*EXERCISE*.
Emit the entire listing verbatim.

*DATA SEGMENT*.
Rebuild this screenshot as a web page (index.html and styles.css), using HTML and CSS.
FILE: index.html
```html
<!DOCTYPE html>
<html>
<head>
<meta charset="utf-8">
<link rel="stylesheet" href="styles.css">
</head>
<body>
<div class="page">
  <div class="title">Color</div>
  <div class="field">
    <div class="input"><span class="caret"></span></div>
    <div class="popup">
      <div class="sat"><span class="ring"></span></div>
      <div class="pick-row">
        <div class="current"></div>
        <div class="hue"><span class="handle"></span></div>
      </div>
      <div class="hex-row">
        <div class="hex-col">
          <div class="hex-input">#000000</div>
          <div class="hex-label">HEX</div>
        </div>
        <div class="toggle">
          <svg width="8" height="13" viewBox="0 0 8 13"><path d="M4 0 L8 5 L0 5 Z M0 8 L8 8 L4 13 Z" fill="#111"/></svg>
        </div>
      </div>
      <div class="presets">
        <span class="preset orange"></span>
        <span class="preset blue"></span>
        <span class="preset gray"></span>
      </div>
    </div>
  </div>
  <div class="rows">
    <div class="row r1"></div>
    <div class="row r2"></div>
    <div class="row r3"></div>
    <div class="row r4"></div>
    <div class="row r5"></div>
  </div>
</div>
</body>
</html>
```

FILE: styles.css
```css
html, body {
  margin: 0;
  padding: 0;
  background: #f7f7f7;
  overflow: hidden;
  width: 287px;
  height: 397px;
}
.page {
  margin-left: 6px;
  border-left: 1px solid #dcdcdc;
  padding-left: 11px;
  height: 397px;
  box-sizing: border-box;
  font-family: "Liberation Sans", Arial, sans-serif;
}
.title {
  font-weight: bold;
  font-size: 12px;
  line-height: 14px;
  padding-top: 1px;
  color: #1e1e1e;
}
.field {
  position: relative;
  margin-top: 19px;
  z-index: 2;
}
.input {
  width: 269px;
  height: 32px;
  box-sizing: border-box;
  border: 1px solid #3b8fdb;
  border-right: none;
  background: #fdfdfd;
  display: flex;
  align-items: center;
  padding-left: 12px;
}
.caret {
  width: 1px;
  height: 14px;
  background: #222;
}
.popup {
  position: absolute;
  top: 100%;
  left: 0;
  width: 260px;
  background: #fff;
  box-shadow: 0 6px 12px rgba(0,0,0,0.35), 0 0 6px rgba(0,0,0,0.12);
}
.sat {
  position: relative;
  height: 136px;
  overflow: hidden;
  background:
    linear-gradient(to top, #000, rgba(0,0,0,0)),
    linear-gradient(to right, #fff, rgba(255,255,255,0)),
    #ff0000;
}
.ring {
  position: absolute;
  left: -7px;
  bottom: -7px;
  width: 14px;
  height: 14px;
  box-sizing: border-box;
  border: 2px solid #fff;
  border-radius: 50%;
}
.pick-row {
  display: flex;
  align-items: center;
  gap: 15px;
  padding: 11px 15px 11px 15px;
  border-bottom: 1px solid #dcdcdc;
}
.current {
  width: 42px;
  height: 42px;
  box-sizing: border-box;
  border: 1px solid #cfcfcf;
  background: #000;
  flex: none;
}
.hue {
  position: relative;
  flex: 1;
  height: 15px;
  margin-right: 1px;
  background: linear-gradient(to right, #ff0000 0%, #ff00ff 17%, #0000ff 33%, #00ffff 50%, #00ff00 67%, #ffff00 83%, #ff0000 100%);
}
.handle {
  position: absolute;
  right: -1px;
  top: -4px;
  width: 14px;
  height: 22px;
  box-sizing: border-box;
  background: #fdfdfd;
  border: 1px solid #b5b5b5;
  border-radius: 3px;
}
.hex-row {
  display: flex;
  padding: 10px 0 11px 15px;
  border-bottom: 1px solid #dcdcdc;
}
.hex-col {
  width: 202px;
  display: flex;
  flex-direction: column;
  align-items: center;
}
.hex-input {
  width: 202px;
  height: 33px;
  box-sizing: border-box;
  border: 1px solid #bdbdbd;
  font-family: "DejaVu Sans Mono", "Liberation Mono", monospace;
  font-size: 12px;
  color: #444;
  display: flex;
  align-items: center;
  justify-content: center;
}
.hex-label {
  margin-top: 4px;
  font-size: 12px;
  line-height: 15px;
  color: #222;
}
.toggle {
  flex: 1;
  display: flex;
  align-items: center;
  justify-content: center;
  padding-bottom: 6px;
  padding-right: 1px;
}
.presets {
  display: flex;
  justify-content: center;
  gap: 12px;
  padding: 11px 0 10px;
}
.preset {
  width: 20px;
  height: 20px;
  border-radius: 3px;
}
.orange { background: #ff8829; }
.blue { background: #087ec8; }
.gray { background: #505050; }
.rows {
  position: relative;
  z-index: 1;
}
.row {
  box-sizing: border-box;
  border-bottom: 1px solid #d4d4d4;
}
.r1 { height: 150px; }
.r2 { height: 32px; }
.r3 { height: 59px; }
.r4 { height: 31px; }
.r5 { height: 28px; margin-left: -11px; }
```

*FULL SOLUTION*.
Rebuild this screenshot as a web page (index.html and styles.css), using HTML and CSS.
FILE: index.html
```html
<!DOCTYPE html>
<html>
<head>
<meta charset="utf-8">
<link rel="stylesheet" href="styles.css">
</head>
<body>
<div class="page">
  <div class="title">Color</div>
  <div class="field">
    <div class="input"><span class="caret"></span></div>
    <div class="popup">
      <div class="sat"><span class="ring"></span></div>
      <div class="pick-row">
        <div class="current"></div>
        <div class="hue"><span class="handle"></span></div>
      </div>
      <div class="hex-row">
        <div class="hex-col">
          <div class="hex-input">#000000</div>
          <div class="hex-label">HEX</div>
        </div>
        <div class="toggle">
          <svg width="8" height="13" viewBox="0 0 8 13"><path d="M4 0 L8 5 L0 5 Z M0 8 L8 8 L4 13 Z" fill="#111"/></svg>
        </div>
      </div>
      <div class="presets">
        <span class="preset orange"></span>
        <span class="preset blue"></span>
        <span class="preset gray"></span>
      </div>
    </div>
  </div>
  <div class="rows">
    <div class="row r1"></div>
    <div class="row r2"></div>
    <div class="row r3"></div>
    <div class="row r4"></div>
    <div class="row r5"></div>
  </div>
</div>
</body>
</html>
```

FILE: styles.css
```css
html, body {
  margin: 0;
  padding: 0;
  background: #f7f7f7;
  overflow: hidden;
  width: 287px;
  height: 397px;
}
.page {
  margin-left: 6px;
  border-left: 1px solid #dcdcdc;
  padding-left: 11px;
  height: 397px;
  box-sizing: border-box;
  font-family: "Liberation Sans", Arial, sans-serif;
}
.title {
  font-weight: bold;
  font-size: 12px;
  line-height: 14px;
  padding-top: 1px;
  color: #1e1e1e;
}
.field {
  position: relative;
  margin-top: 19px;
  z-index: 2;
}
.input {
  width: 269px;
  height: 32px;
  box-sizing: border-box;
  border: 1px solid #3b8fdb;
  border-right: none;
  background: #fdfdfd;
  display: flex;
  align-items: center;
  padding-left: 12px;
}
.caret {
  width: 1px;
  height: 14px;
  background: #222;
}
.popup {
  position: absolute;
  top: 100%;
  left: 0;
  width: 260px;
  background: #fff;
  box-shadow: 0 6px 12px rgba(0,0,0,0.35), 0 0 6px rgba(0,0,0,0.12);
}
.sat {
  position: relative;
  height: 136px;
  overflow: hidden;
  background:
    linear-gradient(to top, #000, rgba(0,0,0,0)),
    linear-gradient(to right, #fff, rgba(255,255,255,0)),
    #ff0000;
}
.ring {
  position: absolute;
  left: -7px;
  bottom: -7px;
  width: 14px;
  height: 14px;
  box-sizing: border-box;
  border: 2px solid #fff;
  border-radius: 50%;
}
.pick-row {
  display: flex;
  align-items: center;
  gap: 15px;
  padding: 11px 15px 11px 15px;
  border-bottom: 1px solid #dcdcdc;
}
.current {
  width: 42px;
  height: 42px;
  box-sizing: border-box;
  border: 1px solid #cfcfcf;
  background: #000;
  flex: none;
}
.hue {
  position: relative;
  flex: 1;
  height: 15px;
  margin-right: 1px;
  background: linear-gradient(to right, #ff0000 0%, #ff00ff 17%, #0000ff 33%, #00ffff 50%, #00ff00 67%, #ffff00 83%, #ff0000 100%);
}
.handle {
  position: absolute;
  right: -1px;
  top: -4px;
  width: 14px;
  height: 22px;
  box-sizing: border-box;
  background: #fdfdfd;
  border: 1px solid #b5b5b5;
  border-radius: 3px;
}
.hex-row {
  display: flex;
  padding: 10px 0 11px 15px;
  border-bottom: 1px solid #dcdcdc;
}
.hex-col {
  width: 202px;
  display: flex;
  flex-direction: column;
  align-items: center;
}
.hex-input {
  width: 202px;
  height: 33px;
  box-sizing: border-box;
  border: 1px solid #bdbdbd;
  font-family: "DejaVu Sans Mono", "Liberation Mono", monospace;
  font-size: 12px;
  color: #444;
  display: flex;
  align-items: center;
  justify-content: center;
}
.hex-label {
  margin-top: 4px;
  font-size: 12px;
  line-height: 15px;
  color: #222;
}
.toggle {
  flex: 1;
  display: flex;
  align-items: center;
  justify-content: center;
  padding-bottom: 6px;
  padding-right: 1px;
}
.presets {
  display: flex;
  justify-content: center;
  gap: 12px;
  padding: 11px 0 10px;
}
.preset {
  width: 20px;
  height: 20px;
  border-radius: 3px;
}
.orange { background: #ff8829; }
.blue { background: #087ec8; }
.gray { background: #505050; }
.rows {
  position: relative;
  z-index: 1;
}
.row {
  box-sizing: border-box;
  border-bottom: 1px solid #d4d4d4;
}
.r1 { height: 150px; }
.r2 { height: 32px; }
.r3 { height: 59px; }
.r4 { height: 31px; }
.r5 { height: 28px; margin-left: -11px; }
```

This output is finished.